_SUPPLIED INFORMATION_.
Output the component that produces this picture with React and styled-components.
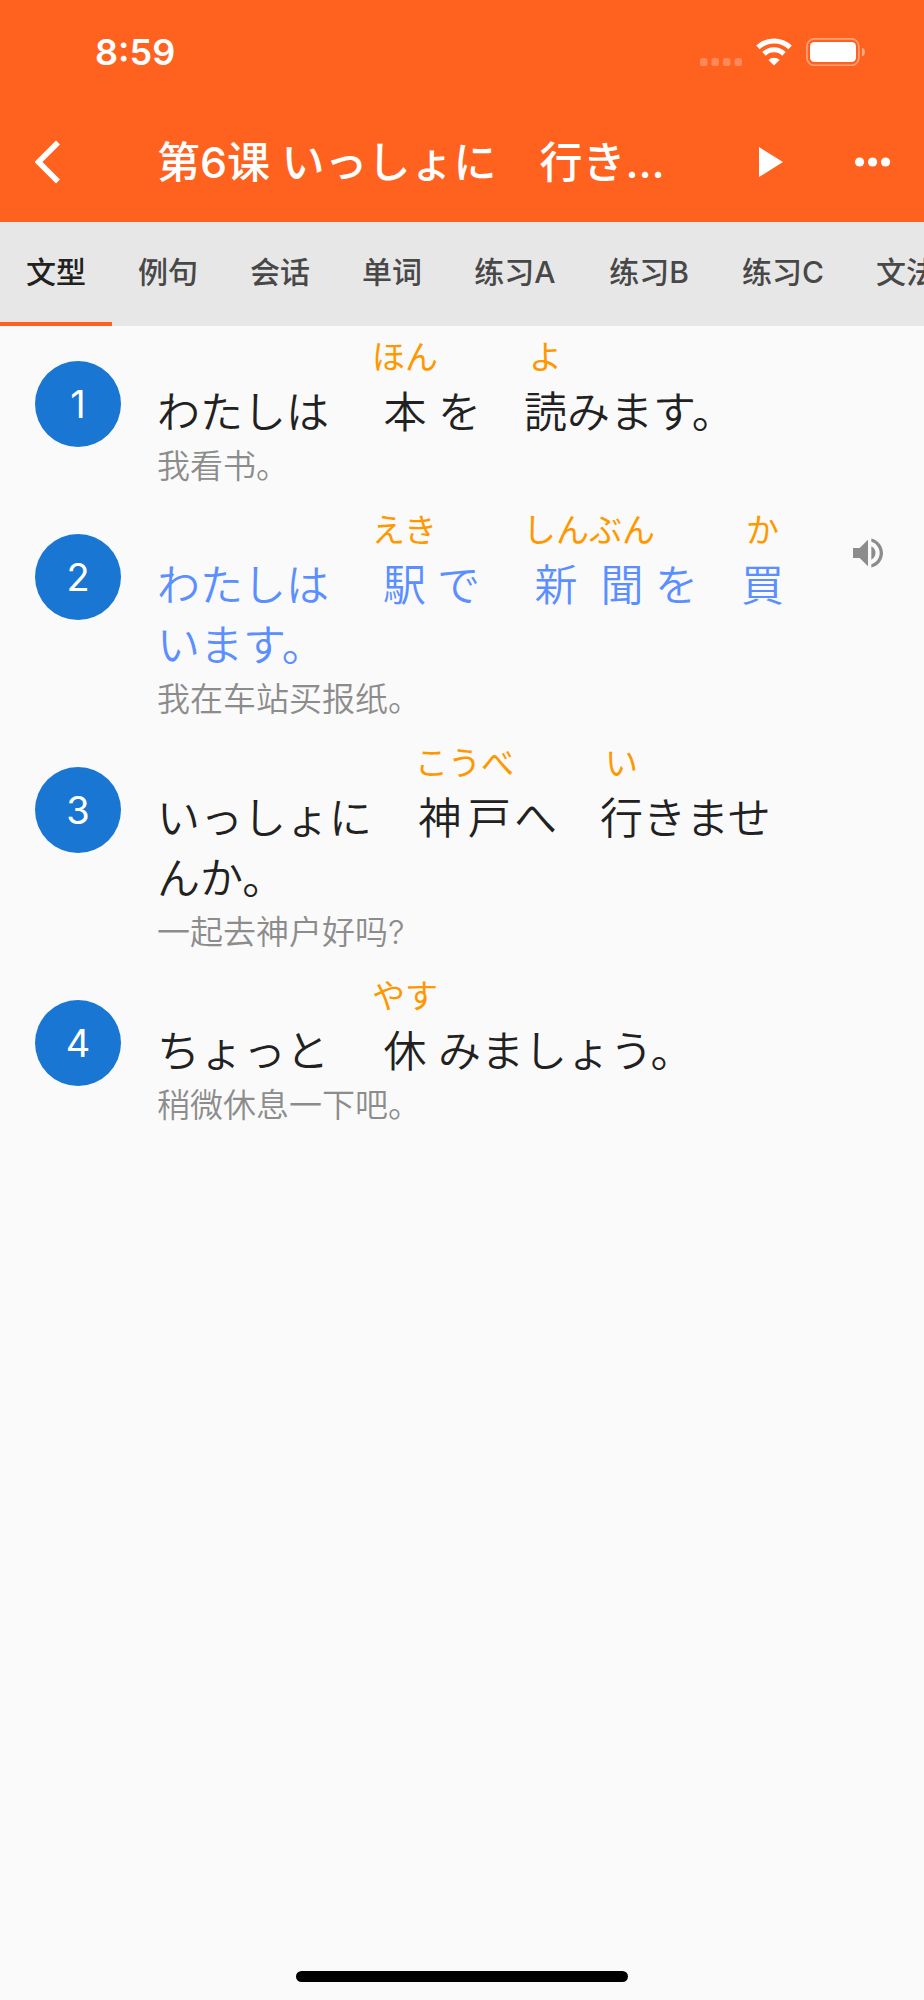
import { useState } from "react";
import styled, { createGlobalStyle } from "styled-components";
import { MdVolumeUp } from "react-icons/md";

const TABS = [
  { name: "文型" },
  { name: "例句" },
  { name: "会话" },
  { name: "单词" },
  { name: "练习A", wide: true },
  { name: "练习B", wide: true },
  { name: "练习C", wide: true },
  { name: "文法" },
];

// A part is plain text or a [kanji, reading] pair
const SENTENCES = [
  {
    id: 1,
    parts: ["わたしは　", ["本", "ほん"], "を　", ["読", "よ"], "みます。"],
    translation: "我看书。",
  },
  {
    id: 2,
    parts: [
      "わたしは　",
      ["駅", "えき"],
      "で　",
      ["新聞", "しんぶん"],
      "を　",
      ["買", "か"],
      "います。",
    ],
    translation: "我在车站买报纸。",
  },
  {
    id: 3,
    parts: [
      "いっしょに　",
      ["神戸", "こうべ"],
      "へ　",
      ["行", "い"],
      "きませんか。",
    ],
    translation: "一起去神户好吗?",
  },
  {
    id: 4,
    parts: ["ちょっと　", ["休", "やす"], "みましょう。"],
    translation: "稍微休息一下吧。",
  },
];

function StatusIcons() {
  return (
    <StatusGroup aria-hidden="true">
      <svg width="42" height="28" viewBox="0 0 42 28">
        <g fill="#fff" opacity="0.25">
          <rect x="0" y="20" width="7.4" height="8" rx="2.6" />
          <rect x="11.5" y="20" width="7.4" height="8" rx="2.6" />
          <rect x="23" y="20" width="7.4" height="8" rx="2.6" />
          <rect x="34.6" y="20" width="7.4" height="8" rx="2.6" />
        </g>
      </svg>
      <svg width="36" height="28" viewBox="0 0 36 28">
        <g fill="none" stroke="#fff" strokeWidth="5">
          <path d="M1.9 9.4a23.2 23.2 0 0 1 32.2 0" />
          <path d="M8 15.9a14.4 14.4 0 0 1 20 0" />
        </g>
        <path fill="#fff" d="M18 27.4l-5.6-5.5a8.2 8.2 0 0 1 11.2 0z" />
      </svg>
      <svg width="60" height="28" viewBox="0 0 60 28">
        <rect
          x="0.9"
          y="0.9"
          width="52"
          height="26.4"
          rx="7.5"
          fill="none"
          stroke="#fff"
          strokeWidth="1.7"
          opacity="0.4"
        />
        <rect x="4" y="4" width="46" height="20" rx="4.5" fill="#fff" />
        <path fill="#fff" opacity="0.45" d="M56 9.8c4 1.6 4 7.2 0 8.8z" />
      </svg>
    </StatusGroup>
  );
}

function Furigana({ kanji, reading }) {
  return (
    <Ruby>
      <Kanji>
        {[...kanji].map((char) => (
          <span key={char}>{char}</span>
        ))}
      </Kanji>
      <Reading>{reading}</Reading>
    </Ruby>
  );
}

function Sentence({ data, active, onSelect }) {
  return (
    <Row>
      <Badge
        type="button"
        aria-label={`第${data.id}句`}
        aria-pressed={active}
        onClick={onSelect}
      >
        {data.id}
      </Badge>
      <Body>
        <Japanese lang="ja" $active={active}>
          {data.parts.map((part, i) =>
            Array.isArray(part) ? (
              <Furigana key={i} kanji={part[0]} reading={part[1]} />
            ) : (
              part
            )
          )}
        </Japanese>
        <Translation>{data.translation}</Translation>
      </Body>
      <Side>
        {active && (
          <SoundButton type="button" aria-label="播放">
            <MdVolumeUp size={40} />
          </SoundButton>
        )}
      </Side>
    </Row>
  );
}

function App() {
  const [tab, setTab] = useState("文型");
  const [selected, setSelected] = useState(2);

  return (
    <Screen lang="zh-CN">
      <GlobalStyle />
      <Header>
        <StatusBar>
          <Clock>8:59</Clock>
          <StatusIcons />
        </StatusBar>
        <NavBar>
          <BackButton type="button" aria-label="返回">
            <svg width="26" height="44" viewBox="0 0 26 44">
              <path
                d="M23 2.5L3.5 22 23 41.5"
                fill="none"
                stroke="#fff"
                strokeWidth="5.6"
              />
            </svg>
          </BackButton>
          <Title>
            第6课 <span lang="ja">いっしょに　行きませんか</span>
          </Title>
          <NavButton type="button" aria-label="播放全部">
            <svg width="24" height="30" viewBox="0 0 24 30">
              <path d="M0 0l24 15L0 30z" fill="#fff" />
            </svg>
          </NavButton>
          <NavButton type="button" aria-label="更多">
            <svg width="36" height="10" viewBox="0 0 36 10">
              <g fill="#fff">
                <circle cx="4.6" cy="5" r="4.6" />
                <circle cx="17.6" cy="5" r="4.6" />
                <circle cx="30.6" cy="5" r="4.6" />
              </g>
            </svg>
          </NavButton>
        </NavBar>
      </Header>

      <TabBar role="tablist">
        {TABS.map(({ name, wide }) => (
          <Tab
            key={name}
            type="button"
            role="tab"
            aria-selected={name === tab}
            $active={name === tab}
            $wide={wide}
            onClick={() => setTab(name)}
          >
            {name}
          </Tab>
        ))}
      </TabBar>

      <List>
        {SENTENCES.map((s) => (
          <Sentence
            key={s.id}
            data={s}
            active={s.id === selected}
            onSelect={() => setSelected(s.id)}
          />
        ))}
      </List>

      <Footer>
        <HomeIndicator />
      </Footer>
    </Screen>
  );
}

const GlobalStyle = createGlobalStyle`
  * {
    box-sizing: border-box;
  }

  body {
    margin: 0;
    background-color: #fafafa;
    font-family: Inter, "Noto Sans CJK SC", sans-serif;
  }

  :lang(ja) {
    font-family: Inter, "Noto Sans CJK JP", sans-serif;
  }

  button {
    font-family: inherit;
    border: none;
    background: transparent;
    padding: 0;
    cursor: pointer;
  }

  svg {
    display: block;
  }
`;

const Screen = styled.div`
  min-height: 100vh;
  display: flex;
  flex-direction: column;
`;

const Header = styled.header`
  background-color: #ff621f;
  color: #fff;
`;

const StatusBar = styled.div`
  height: 104px;
  padding: 0 58px 0 95px;
  display: flex;
  align-items: center;
  justify-content: space-between;
`;

const Clock = styled.span`
  font-size: 36px;
  font-weight: 600;
  line-height: 44px;
`;

const StatusGroup = styled.div`
  display: flex;
  align-items: center;
  gap: 14px;
`;

const NavBar = styled.div`
  height: 118px;
  padding-bottom: 2px;
  display: flex;
  align-items: center;
`;

const NavButton = styled.button`
  width: 102px;
  height: 102px;
  display: flex;
  align-items: center;
  justify-content: center;
`;

const BackButton = styled(NavButton)`
  width: 121px;
  justify-content: flex-start;
  padding-left: 35px;
`;

const Title = styled.h1`
  flex: 1;
  min-width: 0;
  margin: 0 36px;
  font-size: 43px;
  font-weight: 500;
  line-height: 60px;
  white-space: nowrap;
  overflow: hidden;
  text-overflow: ellipsis;
`;

const TabBar = styled.div`
  display: flex;
  background-color: #e7e7e7;
  overflow: hidden;
`;

const Tab = styled.button`
  flex: none;
  width: ${({ $wide }) => ($wide ? "134px" : "112px")};
  height: 104px;
  font-size: 30px;
  font-weight: 500;
  line-height: 40px;
  color: ${({ $active }) => ($active ? "#212121" : "#484848")};
  border-bottom: 4px solid
    ${({ $active }) => ($active ? "#ff621f" : "transparent")};
`;

const List = styled.ol`
  flex: 1;
  margin: 0;
  padding: 0;
  list-style: none;
`;

const Row = styled.li`
  display: flex;
  align-items: flex-start;
  padding: 6px 0 9px 35px;
`;

const Badge = styled.button`
  flex: none;
  width: 86px;
  height: 86px;
  margin-top: 29px;
  border-radius: 50%;
  background-color: #1976d2;
  color: #fff;
  font-size: 38px;
  line-height: 86px;
`;

const Body = styled.div`
  flex: 1;
  min-width: 0;
  padding-left: 36px;
`;

const Japanese = styled.p`
  margin: 0;
  font-size: 43px;
  font-weight: 350;
  line-height: 60px;
  color: ${({ $active }) => ($active ? "#5b8fff" : "#212121")};
`;

const Ruby = styled.ruby`
  display: inline-flex;
  flex-direction: column-reverse;
  baseline-source: last;
`;

const Kanji = styled.span`
  display: flex;
  justify-content: space-around;
`;

const Reading = styled.rt`
  display: block;
  font-size: 33px;
  font-weight: 400;
  line-height: 50px;
  text-align: center;
  color: #ff9800;
`;

const Translation = styled.p`
  margin: 0;
  font-size: 33px;
  font-weight: 350;
  line-height: 48px;
  color: #8c8c8c;
`;

const Side = styled.div`
  flex: none;
  width: 112px;
  display: flex;
  justify-content: center;
  padding-top: 28px;
`;

const SoundButton = styled.button`
  color: #8c8c8c;
`;

const Footer = styled.footer`
  display: flex;
  justify-content: center;
  padding: 18px 0;
`;

const HomeIndicator = styled.div`
  width: 36%;
  height: 11px;
  border-radius: 6px;
  background-color: #000;
`;

export default App;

_WHAT THE TASK ASKS_. Look through the data and show every line containing "components".

_OUTPUT BELOW_.
Output the component that produces this picture with React and styled-components.
import styled, { createGlobalStyle } from "styled-components";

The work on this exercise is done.